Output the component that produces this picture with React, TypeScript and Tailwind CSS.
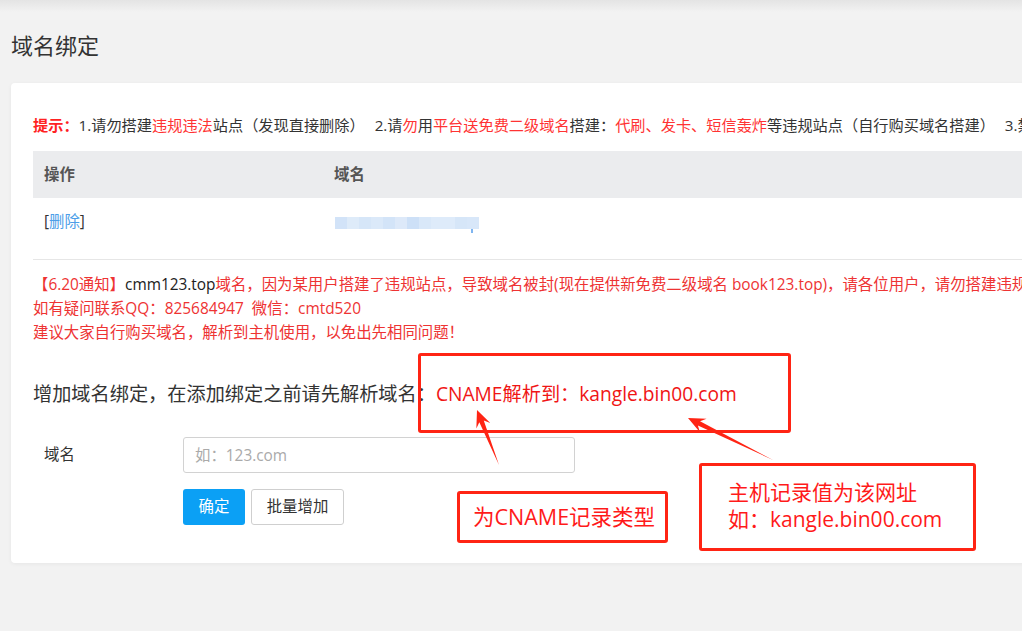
import React from "react";

const FONT = "font-['Open_Sans','Noto_Sans_CJK_SC',sans-serif]";

const blurShades = [
  "bg-[#d2e3f8]", "bg-[#deebf9]", "bg-[#d6e6f8]", "bg-[#dbe9f9]",
  "bg-[#d3e4f8]", "bg-[#dde9f9]", "bg-[#cde0f7]", "bg-[#d9e8f9]",
  "bg-[#deebfa]", "bg-[#deebfa]", "bg-[#d6e6f8]", "bg-[#d8e7f9]",
];

// tapered annotation arrow: tail -> tip
function arrowPoints(tx: number, ty: number, hx: number, hy: number, headLen = 17, headHalf = 7.5, shaftHalf = 2.4) {
  const dx = hx - tx;
  const dy = hy - ty;
  const L = Math.hypot(dx, dy);
  const ux = dx / L;
  const uy = dy / L;
  const nx = -uy;
  const ny = ux;
  const bx = hx - ux * headLen;
  const by = hy - uy * headLen;
  const cx = hx - ux * headLen * 0.72;
  const cy = hy - uy * headLen * 0.72;
  const pts = [
    [tx, ty],
    [cx + nx * shaftHalf, cy + ny * shaftHalf],
    [bx + nx * headHalf, by + ny * headHalf],
    [hx, hy],
    [bx - nx * headHalf, by - ny * headHalf],
    [cx - nx * shaftHalf, cy - ny * shaftHalf],
  ];
  return pts.map((p) => p.join(",")).join(" ");
}

export default function App() {
  return (
    <div className={`relative h-[631px] w-full overflow-hidden bg-[#f2f2f2] ${FONT}`}>
      {/* header shadow */}
      <div className="h-3 bg-gradient-to-b from-[#e4e4e4] to-[#f2f2f2]" />

      <h1 className="ml-[11px] mt-[18px] text-[22px] leading-[30px] text-[#333]">域名绑定</h1>

      {/* main card */}
      <div className="ml-[11px] mt-[23px] w-[1400px] rounded-[4px] bg-white px-[22px] pb-[38px] pt-[32px] shadow-[0_1px_4px_rgba(0,0,0,0.05)]">
        <p className="whitespace-nowrap text-[15.2px] leading-[20px] text-[#333]">
          <span className="font-bold text-[#f22]">提示：</span>
          1.请勿搭建<span className="text-[#f33]">违规违法</span>站点（发现直接删除）<span className="inline-block w-[10px]" />2.请
          <span className="text-[#f33]">勿</span>用<span className="text-[#f33]">平台送免费二级域名</span>搭建：
          <span className="text-[#f33]">代刷、发卡、短信轰炸</span>等违规站点（自行购买域名搭建）<span className="inline-block w-[10px]" />3.禁止搭建各类违规站点
        </p>

        {/* table */}
        <div className="mt-[16px] text-[15.4px]">
          <div className="flex h-[47px] items-center bg-[#ebecee] font-bold text-[#555]">
            <div className="w-[301px] pl-[11px]">操作</div>
            <div>域名</div>
          </div>
          <div className="flex h-[62px] border-b border-[#e6e6e6] pt-[13px] leading-[22px]">
            <div className="w-[302px] pl-[11px] text-[#333]">
              [<span className="text-[#4c9ee8]">删除</span>]
            </div>
            <div className="relative mt-[6px] flex h-[12px]">
              {blurShades.map((c, i) => (
                <span key={i} className={`h-[12px] w-[12px] ${c}`} />
              ))}
              <span className="absolute left-[136px] top-[12px] h-[4px] w-[2px] bg-[#7fb5f0]" />
            </div>
          </div>
        </div>

        {/* notices */}
        <div className="mt-[13px] whitespace-nowrap text-[15.4px] leading-[24px] text-[#ee3333]">
          <p>
            【6.20通知】<span className="text-[#222]">cmm123.top</span>域名，因为某用户搭建了违规站点，导致域名被封(现在提供新免费二级域名 book123.top)，请各位用户，请勿搭建违规站点，否则封号处理
          </p>
          <p>如有疑问联系QQ：825684947&nbsp;&nbsp;微信：cmtd520</p>
          <p>建议大家自行购买域名，解析到主机使用，以免出先相同问题！</p>
        </div>

        <h2 className="mt-[34px] whitespace-nowrap text-[19.2px] leading-[30px] text-[#333]">
          增加域名绑定，在添加绑定之前请先解析域名：<span className="text-[#f01515]">CNAME解析到：kangle.bin00.com</span>
        </h2>

        {/* form */}
        <div className="mt-[28px] flex items-center text-[15.4px]">
          <label className="w-[150px] pl-[11px] text-[#333]">域名</label>
          <input
            className="h-[36px] w-[392px] rounded-[3px] border border-[#d2d2d2] px-[11px] text-[#333] outline-none placeholder:text-[#aaa]"
            placeholder="如：123.com"
          />
        </div>
        <div className="ml-[150px] mt-[16px] flex gap-[6px] text-[15.4px]">
          <button className="h-[36px] w-[62px] rounded-[3px] bg-[#0ba0f5] text-white">确定</button>
          <button className="h-[36px] w-[93px] rounded-[3px] border border-[#cfcfcf] bg-white text-[#333]">批量增加</button>
        </div>
      </div>

      {/* annotations drawn over the screenshot */}
      <div className="absolute left-[418px] top-[353px] h-[80px] w-[373px] rounded-[3px] border-[3px] border-[#ff2414]" />
      <div className="absolute left-[457px] top-[491px] flex h-[52px] w-[211px] items-center rounded-[3px] border-[3px] border-[#ff2414] pl-[13px] text-[21.5px] text-[#ff1a1a]">
        为CNAME记录类型
      </div>
      <div className="absolute left-[699px] top-[463px] h-[88px] w-[277px] rounded-[3px] border-[3px] border-[#ff2414] pl-[26px] pt-[13px] text-[21px] leading-[27px] text-[#ff1a1a]">
        <p>主机记录值为该网址</p>
        <p>如：kangle.bin00.com</p>
      </div>
      <svg className="pointer-events-none absolute inset-0" width="1022" height="631">
        <polygon points={arrowPoints(499, 465, 477, 410)} fill="#ff2414" />
        <polygon points={arrowPoints(773, 460, 688, 418)} fill="#ff2414" />
      </svg>
    </div>
  );
}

========================================================================

Exercise aim. Your task is to return the lines above, from the first one up to and including the line containing "mt-[18px] text-[22px] leading-[30px]", minus any pictures.

Output for this task.
Output the component that produces this picture with React, TypeScript and Tailwind CSS.
import React from "react";

const FONT = "font-['Open_Sans','Noto_Sans_CJK_SC',sans-serif]";

const blurShades = [
  "bg-[#d2e3f8]", "bg-[#deebf9]", "bg-[#d6e6f8]", "bg-[#dbe9f9]",
  "bg-[#d3e4f8]", "bg-[#dde9f9]", "bg-[#cde0f7]", "bg-[#d9e8f9]",
  "bg-[#deebfa]", "bg-[#deebfa]", "bg-[#d6e6f8]", "bg-[#d8e7f9]",
];

// tapered annotation arrow: tail -> tip
function arrowPoints(tx: number, ty: number, hx: number, hy: number, headLen = 17, headHalf = 7.5, shaftHalf = 2.4) {
  const dx = hx - tx;
  const dy = hy - ty;
  const L = Math.hypot(dx, dy);
  const ux = dx / L;
  const uy = dy / L;
  const nx = -uy;
  const ny = ux;
  const bx = hx - ux * headLen;
  const by = hy - uy * headLen;
  const cx = hx - ux * headLen * 0.72;
  const cy = hy - uy * headLen * 0.72;
  const pts = [
    [tx, ty],
    [cx + nx * shaftHalf, cy + ny * shaftHalf],
    [bx + nx * headHalf, by + ny * headHalf],
    [hx, hy],
    [bx - nx * headHalf, by - ny * headHalf],
    [cx - nx * shaftHalf, cy - ny * shaftHalf],
  ];
  return pts.map((p) => p.join(",")).join(" ");
}

export default function App() {
  return (
    <div className={`relative h-[631px] w-full overflow-hidden bg-[#f2f2f2] ${FONT}`}>
      {/* header shadow */}
      <div className="h-3 bg-gradient-to-b from-[#e4e4e4] to-[#f2f2f2]" />

      <h1 className="ml-[11px] mt-[18px] text-[22px] leading-[30px] text-[#333]">域名绑定</h1>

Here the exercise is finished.